> **EXERCISE DESCRIPTION**
Write out the material again exactly, please, and omit the pictures.

> **RAW DATA**
※ ※ ※

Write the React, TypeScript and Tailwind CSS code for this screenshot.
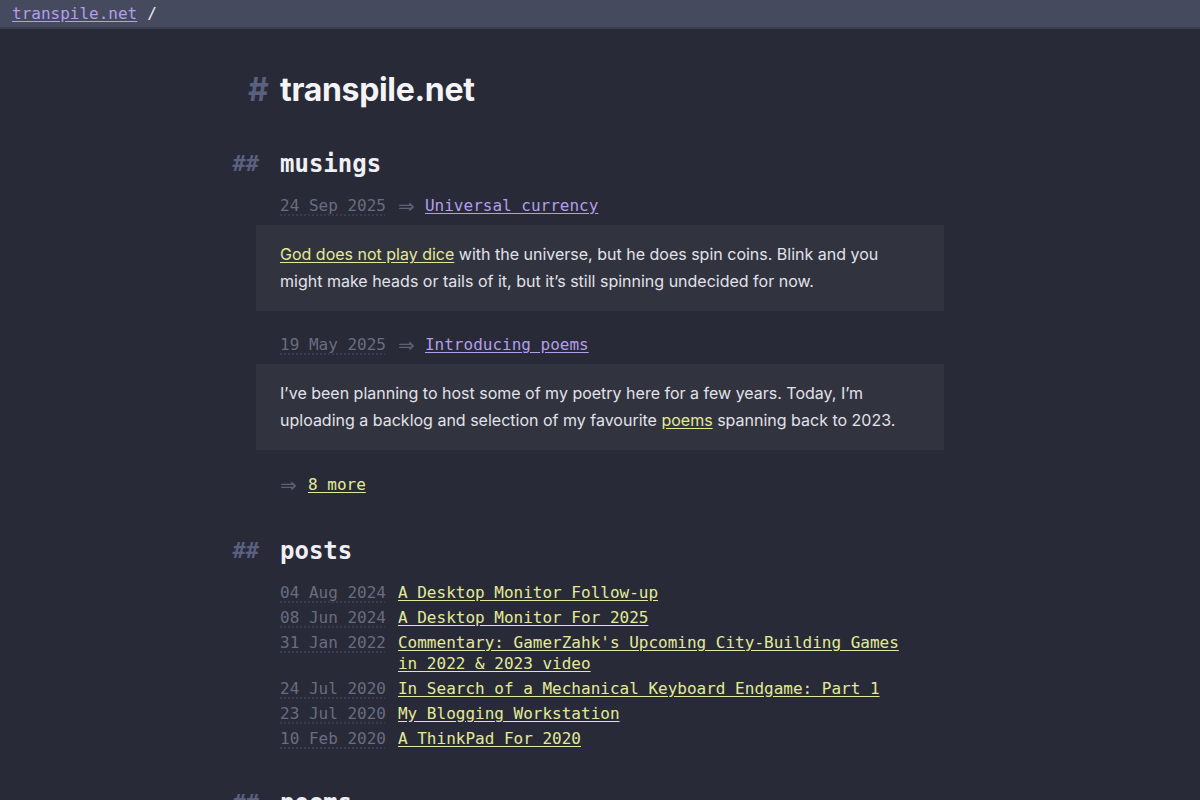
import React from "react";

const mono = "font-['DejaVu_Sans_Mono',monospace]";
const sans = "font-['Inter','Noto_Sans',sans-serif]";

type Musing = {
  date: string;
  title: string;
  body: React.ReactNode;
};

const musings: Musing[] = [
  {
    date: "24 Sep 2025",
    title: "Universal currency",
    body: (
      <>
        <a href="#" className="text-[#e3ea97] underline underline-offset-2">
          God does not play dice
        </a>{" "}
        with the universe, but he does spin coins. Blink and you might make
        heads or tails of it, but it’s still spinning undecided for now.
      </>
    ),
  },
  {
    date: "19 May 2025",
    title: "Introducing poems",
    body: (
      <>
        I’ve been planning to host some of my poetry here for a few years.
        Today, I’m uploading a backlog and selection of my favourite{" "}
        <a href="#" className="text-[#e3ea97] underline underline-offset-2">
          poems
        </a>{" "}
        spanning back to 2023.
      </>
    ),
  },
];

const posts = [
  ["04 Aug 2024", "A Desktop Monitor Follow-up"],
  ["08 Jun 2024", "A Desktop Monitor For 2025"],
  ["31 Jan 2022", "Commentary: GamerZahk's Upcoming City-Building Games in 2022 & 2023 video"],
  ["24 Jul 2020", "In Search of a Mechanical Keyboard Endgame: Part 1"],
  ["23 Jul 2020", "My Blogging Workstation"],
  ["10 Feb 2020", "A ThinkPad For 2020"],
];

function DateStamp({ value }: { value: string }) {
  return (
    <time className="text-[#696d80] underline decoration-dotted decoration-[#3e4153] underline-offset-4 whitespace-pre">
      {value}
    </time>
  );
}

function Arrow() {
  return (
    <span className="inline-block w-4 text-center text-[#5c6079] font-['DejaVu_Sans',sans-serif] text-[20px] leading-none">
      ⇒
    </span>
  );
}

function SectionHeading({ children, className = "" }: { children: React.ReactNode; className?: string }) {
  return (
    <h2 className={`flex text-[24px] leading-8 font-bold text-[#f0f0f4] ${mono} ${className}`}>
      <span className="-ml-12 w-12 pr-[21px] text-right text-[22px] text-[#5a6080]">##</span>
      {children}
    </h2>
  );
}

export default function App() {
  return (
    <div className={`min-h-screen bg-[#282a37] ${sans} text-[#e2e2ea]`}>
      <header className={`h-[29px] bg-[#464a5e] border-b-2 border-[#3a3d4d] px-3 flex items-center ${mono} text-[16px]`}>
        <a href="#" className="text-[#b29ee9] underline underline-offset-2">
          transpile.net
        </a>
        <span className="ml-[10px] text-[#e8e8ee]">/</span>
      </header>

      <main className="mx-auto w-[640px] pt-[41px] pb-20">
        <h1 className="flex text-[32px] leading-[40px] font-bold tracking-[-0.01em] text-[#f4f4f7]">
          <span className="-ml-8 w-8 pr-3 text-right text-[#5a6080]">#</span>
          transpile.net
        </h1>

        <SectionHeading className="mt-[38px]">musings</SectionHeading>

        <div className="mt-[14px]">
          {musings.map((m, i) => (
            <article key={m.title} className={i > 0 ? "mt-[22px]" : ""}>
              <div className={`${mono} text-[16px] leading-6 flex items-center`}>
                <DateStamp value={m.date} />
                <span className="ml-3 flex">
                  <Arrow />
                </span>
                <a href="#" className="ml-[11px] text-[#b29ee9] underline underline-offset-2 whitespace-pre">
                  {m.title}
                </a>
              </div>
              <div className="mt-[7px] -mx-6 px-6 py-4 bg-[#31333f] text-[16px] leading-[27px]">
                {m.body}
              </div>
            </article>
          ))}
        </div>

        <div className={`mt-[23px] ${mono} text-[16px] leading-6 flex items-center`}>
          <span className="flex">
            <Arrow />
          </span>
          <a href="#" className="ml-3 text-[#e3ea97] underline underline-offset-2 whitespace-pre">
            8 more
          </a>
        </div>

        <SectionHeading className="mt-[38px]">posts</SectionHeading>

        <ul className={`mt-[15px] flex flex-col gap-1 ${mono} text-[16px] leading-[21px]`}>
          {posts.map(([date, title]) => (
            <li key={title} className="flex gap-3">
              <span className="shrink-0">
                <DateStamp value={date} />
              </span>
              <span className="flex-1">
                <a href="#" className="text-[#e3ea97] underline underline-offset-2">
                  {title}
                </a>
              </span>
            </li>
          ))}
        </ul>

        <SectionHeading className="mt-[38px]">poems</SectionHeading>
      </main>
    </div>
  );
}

※ ※ ※

> **REPLY TO THE TASK**
Write the React, TypeScript and Tailwind CSS code for this screenshot.
import React from "react";

const mono = "font-['DejaVu_Sans_Mono',monospace]";
const sans = "font-['Inter','Noto_Sans',sans-serif]";

type Musing = {
  date: string;
  title: string;
  body: React.ReactNode;
};

const musings: Musing[] = [
  {
    date: "24 Sep 2025",
    title: "Universal currency",
    body: (
      <>
        <a href="#" className="text-[#e3ea97] underline underline-offset-2">
          God does not play dice
        </a>{" "}
        with the universe, but he does spin coins. Blink and you might make
        heads or tails of it, but it’s still spinning undecided for now.
      </>
    ),
  },
  {
    date: "19 May 2025",
    title: "Introducing poems",
    body: (
      <>
        I’ve been planning to host some of my poetry here for a few years.
        Today, I’m uploading a backlog and selection of my favourite{" "}
        <a href="#" className="text-[#e3ea97] underline underline-offset-2">
          poems
        </a>{" "}
        spanning back to 2023.
      </>
    ),
  },
];

const posts = [
  ["04 Aug 2024", "A Desktop Monitor Follow-up"],
  ["08 Jun 2024", "A Desktop Monitor For 2025"],
  ["31 Jan 2022", "Commentary: GamerZahk's Upcoming City-Building Games in 2022 & 2023 video"],
  ["24 Jul 2020", "In Search of a Mechanical Keyboard Endgame: Part 1"],
  ["23 Jul 2020", "My Blogging Workstation"],
  ["10 Feb 2020", "A ThinkPad For 2020"],
];

function DateStamp({ value }: { value: string }) {
  return (
    <time className="text-[#696d80] underline decoration-dotted decoration-[#3e4153] underline-offset-4 whitespace-pre">
      {value}
    </time>
  );
}

function Arrow() {
  return (
    <span className="inline-block w-4 text-center text-[#5c6079] font-['DejaVu_Sans',sans-serif] text-[20px] leading-none">
      ⇒
    </span>
  );
}

function SectionHeading({ children, className = "" }: { children: React.ReactNode; className?: string }) {
  return (
    <h2 className={`flex text-[24px] leading-8 font-bold text-[#f0f0f4] ${mono} ${className}`}>
      <span className="-ml-12 w-12 pr-[21px] text-right text-[22px] text-[#5a6080]">##</span>
      {children}
    </h2>
  );
}

export default function App() {
  return (
    <div className={`min-h-screen bg-[#282a37] ${sans} text-[#e2e2ea]`}>
      <header className={`h-[29px] bg-[#464a5e] border-b-2 border-[#3a3d4d] px-3 flex items-center ${mono} text-[16px]`}>
        <a href="#" className="text-[#b29ee9] underline underline-offset-2">
          transpile.net
        </a>
        <span className="ml-[10px] text-[#e8e8ee]">/</span>
      </header>

      <main className="mx-auto w-[640px] pt-[41px] pb-20">
        <h1 className="flex text-[32px] leading-[40px] font-bold tracking-[-0.01em] text-[#f4f4f7]">
          <span className="-ml-8 w-8 pr-3 text-right text-[#5a6080]">#</span>
          transpile.net
        </h1>

        <SectionHeading className="mt-[38px]">musings</SectionHeading>

        <div className="mt-[14px]">
          {musings.map((m, i) => (
            <article key={m.title} className={i > 0 ? "mt-[22px]" : ""}>
              <div className={`${mono} text-[16px] leading-6 flex items-center`}>
                <DateStamp value={m.date} />
                <span className="ml-3 flex">
                  <Arrow />
                </span>
                <a href="#" className="ml-[11px] text-[#b29ee9] underline underline-offset-2 whitespace-pre">
                  {m.title}
                </a>
              </div>
              <div className="mt-[7px] -mx-6 px-6 py-4 bg-[#31333f] text-[16px] leading-[27px]">
                {m.body}
              </div>
            </article>
          ))}
        </div>

        <div className={`mt-[23px] ${mono} text-[16px] leading-6 flex items-center`}>
          <span className="flex">
            <Arrow />
          </span>
          <a href="#" className="ml-3 text-[#e3ea97] underline underline-offset-2 whitespace-pre">
            8 more
          </a>
        </div>

        <SectionHeading className="mt-[38px]">posts</SectionHeading>

        <ul className={`mt-[15px] flex flex-col gap-1 ${mono} text-[16px] leading-[21px]`}>
          {posts.map(([date, title]) => (
            <li key={title} className="flex gap-3">
              <span className="shrink-0">
                <DateStamp value={date} />
              </span>
              <span className="flex-1">
                <a href="#" className="text-[#e3ea97] underline underline-offset-2">
                  {title}
                </a>
              </span>
            </li>
          ))}
        </ul>

        <SectionHeading className="mt-[38px]">poems</SectionHeading>
      </main>
    </div>
  );
}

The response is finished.